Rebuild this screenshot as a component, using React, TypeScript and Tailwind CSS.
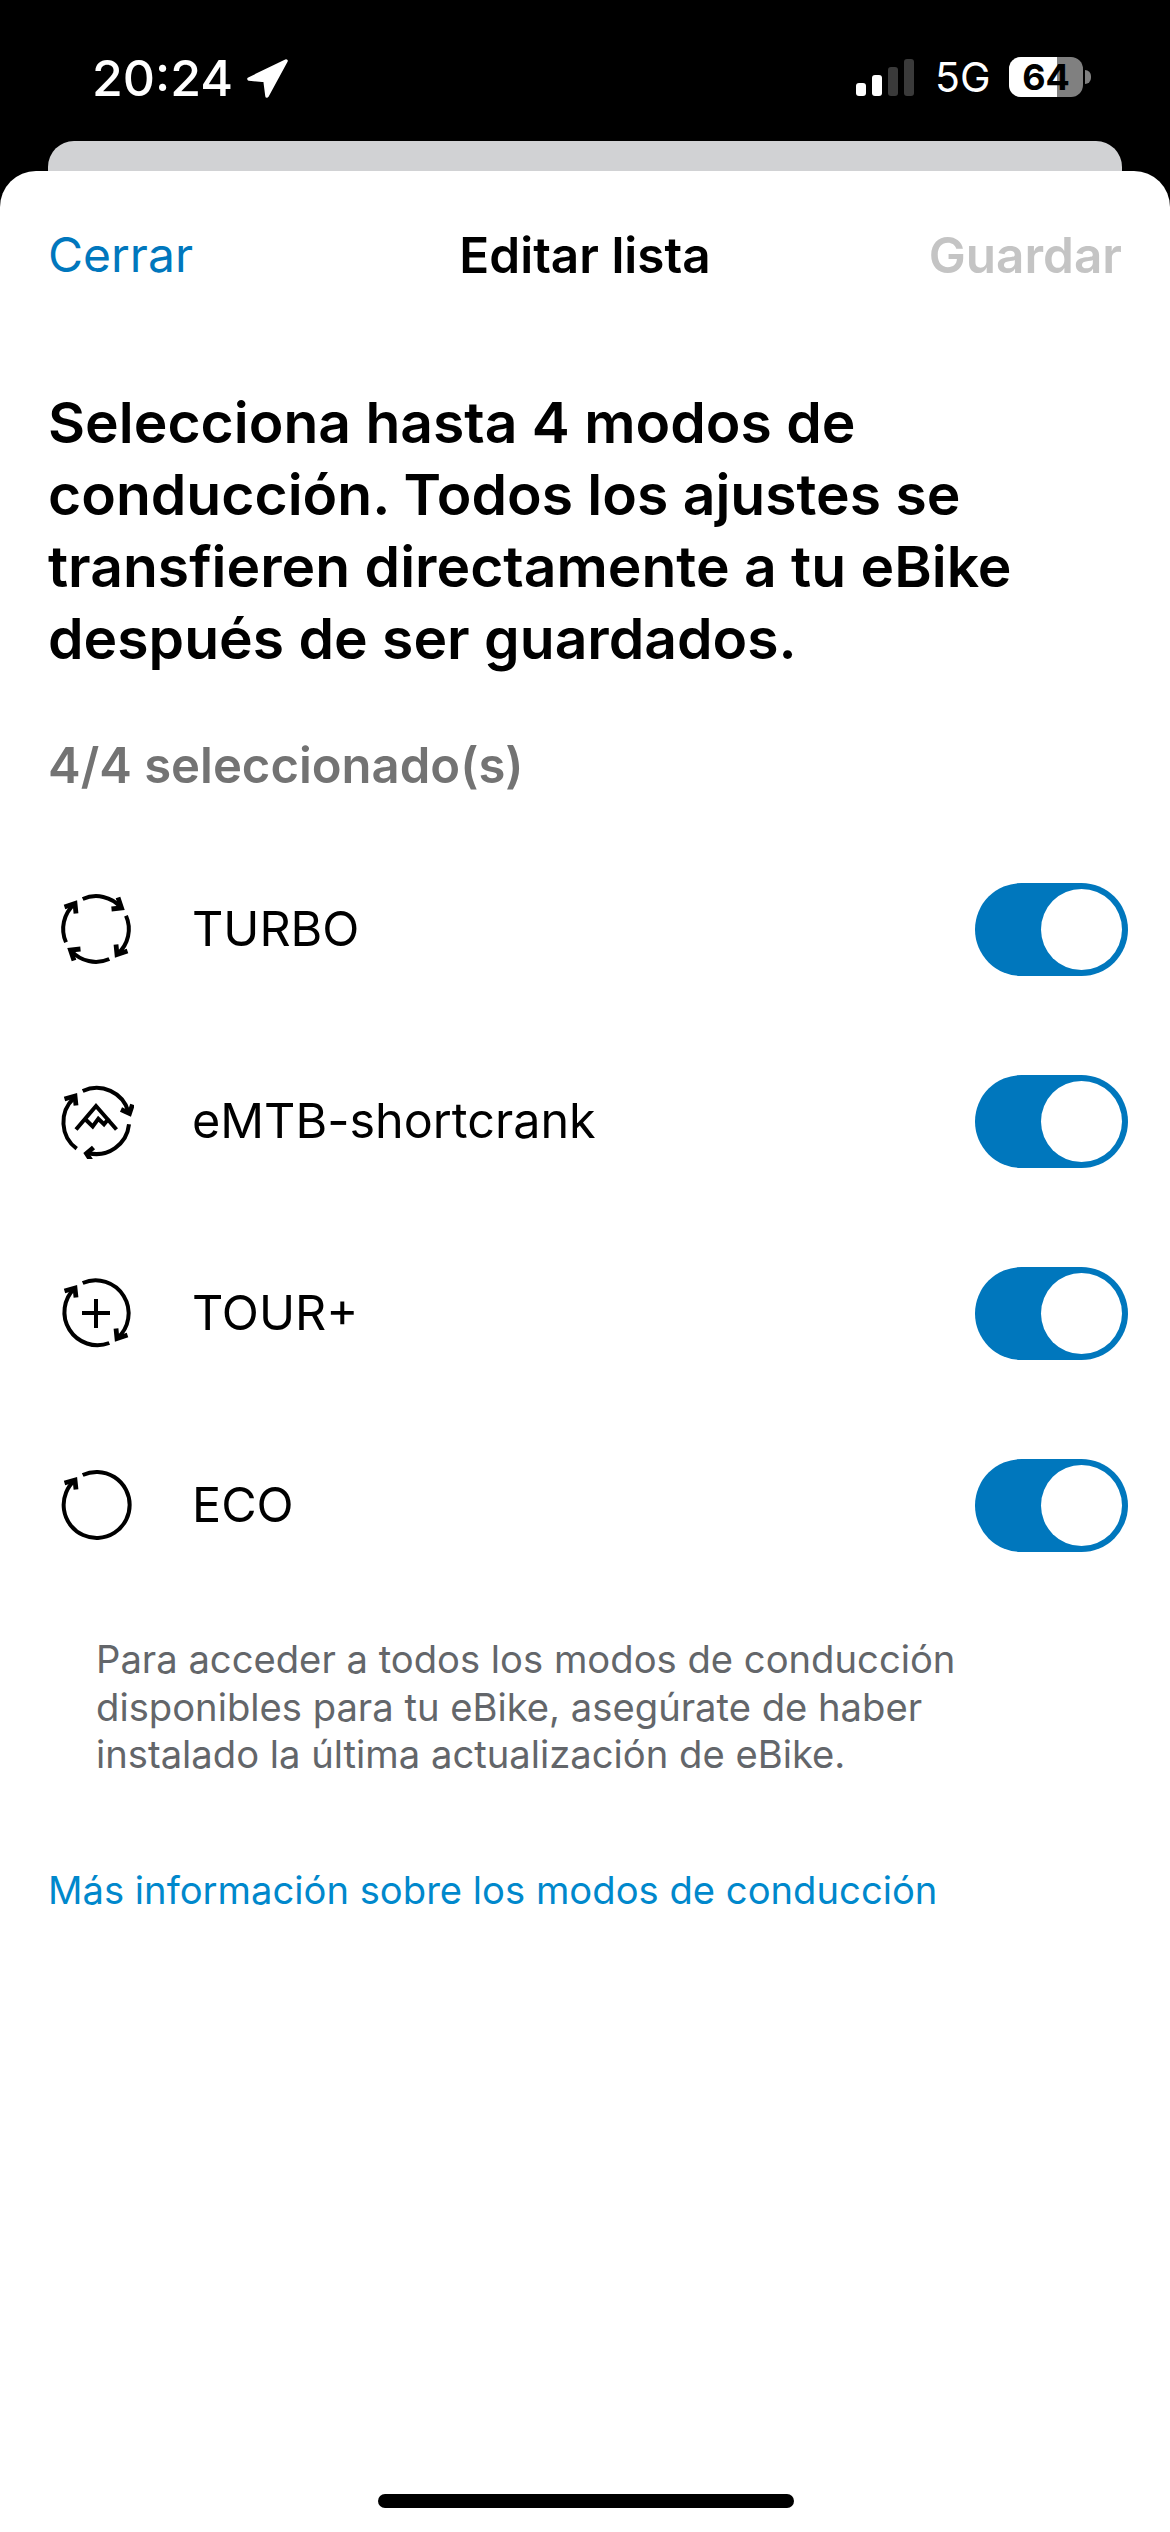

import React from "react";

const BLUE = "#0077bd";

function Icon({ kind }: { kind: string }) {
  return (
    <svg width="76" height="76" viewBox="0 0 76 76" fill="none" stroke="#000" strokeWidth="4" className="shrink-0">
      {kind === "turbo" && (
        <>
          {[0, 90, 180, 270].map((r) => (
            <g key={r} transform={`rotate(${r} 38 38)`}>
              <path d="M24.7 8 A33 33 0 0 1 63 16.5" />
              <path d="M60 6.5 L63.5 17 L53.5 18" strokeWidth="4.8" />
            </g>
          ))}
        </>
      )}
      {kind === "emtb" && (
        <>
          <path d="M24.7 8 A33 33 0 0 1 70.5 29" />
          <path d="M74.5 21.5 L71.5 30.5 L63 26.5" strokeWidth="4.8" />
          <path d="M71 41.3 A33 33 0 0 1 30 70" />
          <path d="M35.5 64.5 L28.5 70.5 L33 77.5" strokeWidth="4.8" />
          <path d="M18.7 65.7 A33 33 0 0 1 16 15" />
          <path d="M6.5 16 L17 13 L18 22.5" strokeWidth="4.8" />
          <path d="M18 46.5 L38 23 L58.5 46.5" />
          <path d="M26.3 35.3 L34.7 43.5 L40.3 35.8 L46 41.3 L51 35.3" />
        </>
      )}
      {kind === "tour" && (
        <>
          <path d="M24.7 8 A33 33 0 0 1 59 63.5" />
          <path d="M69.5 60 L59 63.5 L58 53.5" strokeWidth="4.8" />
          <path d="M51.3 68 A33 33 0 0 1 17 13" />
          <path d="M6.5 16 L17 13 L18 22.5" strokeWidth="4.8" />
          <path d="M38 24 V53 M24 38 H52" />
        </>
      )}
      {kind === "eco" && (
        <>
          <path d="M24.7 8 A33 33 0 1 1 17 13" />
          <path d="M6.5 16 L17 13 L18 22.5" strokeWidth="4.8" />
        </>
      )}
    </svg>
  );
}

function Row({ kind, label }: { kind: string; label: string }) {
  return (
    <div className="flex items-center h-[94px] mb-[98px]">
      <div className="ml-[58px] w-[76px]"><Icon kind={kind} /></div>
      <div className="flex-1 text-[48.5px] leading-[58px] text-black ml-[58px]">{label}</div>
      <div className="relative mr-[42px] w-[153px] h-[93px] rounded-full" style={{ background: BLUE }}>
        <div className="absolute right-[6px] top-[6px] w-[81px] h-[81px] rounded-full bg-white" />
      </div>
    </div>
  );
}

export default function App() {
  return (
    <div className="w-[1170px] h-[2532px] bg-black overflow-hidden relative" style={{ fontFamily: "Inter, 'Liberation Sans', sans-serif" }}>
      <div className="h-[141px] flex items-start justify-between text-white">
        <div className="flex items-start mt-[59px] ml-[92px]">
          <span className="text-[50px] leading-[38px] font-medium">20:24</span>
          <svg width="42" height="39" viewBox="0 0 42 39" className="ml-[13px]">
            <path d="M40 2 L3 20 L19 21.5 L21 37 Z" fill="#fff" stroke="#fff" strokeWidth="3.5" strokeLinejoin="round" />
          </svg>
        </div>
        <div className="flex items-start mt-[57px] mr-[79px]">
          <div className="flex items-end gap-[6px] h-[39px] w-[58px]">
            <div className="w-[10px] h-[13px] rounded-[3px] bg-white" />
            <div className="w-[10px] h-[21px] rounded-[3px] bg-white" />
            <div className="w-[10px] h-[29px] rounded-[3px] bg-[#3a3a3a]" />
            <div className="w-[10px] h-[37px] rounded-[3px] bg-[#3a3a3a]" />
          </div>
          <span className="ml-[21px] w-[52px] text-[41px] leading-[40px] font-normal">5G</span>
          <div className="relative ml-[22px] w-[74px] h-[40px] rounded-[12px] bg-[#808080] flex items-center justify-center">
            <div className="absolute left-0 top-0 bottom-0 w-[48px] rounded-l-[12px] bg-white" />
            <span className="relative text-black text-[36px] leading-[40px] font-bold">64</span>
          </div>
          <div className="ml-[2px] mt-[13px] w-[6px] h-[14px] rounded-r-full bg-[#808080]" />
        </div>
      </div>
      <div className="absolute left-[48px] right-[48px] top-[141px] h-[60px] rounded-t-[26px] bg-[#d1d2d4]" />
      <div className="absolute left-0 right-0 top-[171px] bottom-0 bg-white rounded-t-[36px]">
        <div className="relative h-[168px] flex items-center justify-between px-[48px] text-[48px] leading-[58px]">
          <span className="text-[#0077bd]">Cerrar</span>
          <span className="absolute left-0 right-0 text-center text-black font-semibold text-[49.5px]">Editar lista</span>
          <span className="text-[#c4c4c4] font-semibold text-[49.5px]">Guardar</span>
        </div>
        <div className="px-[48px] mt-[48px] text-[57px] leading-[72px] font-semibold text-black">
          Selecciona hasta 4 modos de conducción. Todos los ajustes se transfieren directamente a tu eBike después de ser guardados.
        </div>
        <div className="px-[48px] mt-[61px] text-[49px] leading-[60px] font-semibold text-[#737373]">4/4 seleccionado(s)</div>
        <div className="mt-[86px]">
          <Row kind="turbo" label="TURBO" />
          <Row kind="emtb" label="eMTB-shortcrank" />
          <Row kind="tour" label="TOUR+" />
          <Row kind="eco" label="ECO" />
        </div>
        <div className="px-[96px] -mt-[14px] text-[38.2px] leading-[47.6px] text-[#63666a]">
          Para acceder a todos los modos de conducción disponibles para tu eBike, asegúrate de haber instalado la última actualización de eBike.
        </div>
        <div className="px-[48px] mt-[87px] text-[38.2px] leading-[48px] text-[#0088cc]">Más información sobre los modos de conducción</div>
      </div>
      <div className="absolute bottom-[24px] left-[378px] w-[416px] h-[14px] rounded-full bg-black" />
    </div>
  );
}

================================

_PROBLEM:_ Looking back at the lines above, state how many contain the word "React", and supply nothing besides the number.

_SOLUTION FOR THIS EXERCISE:_ 2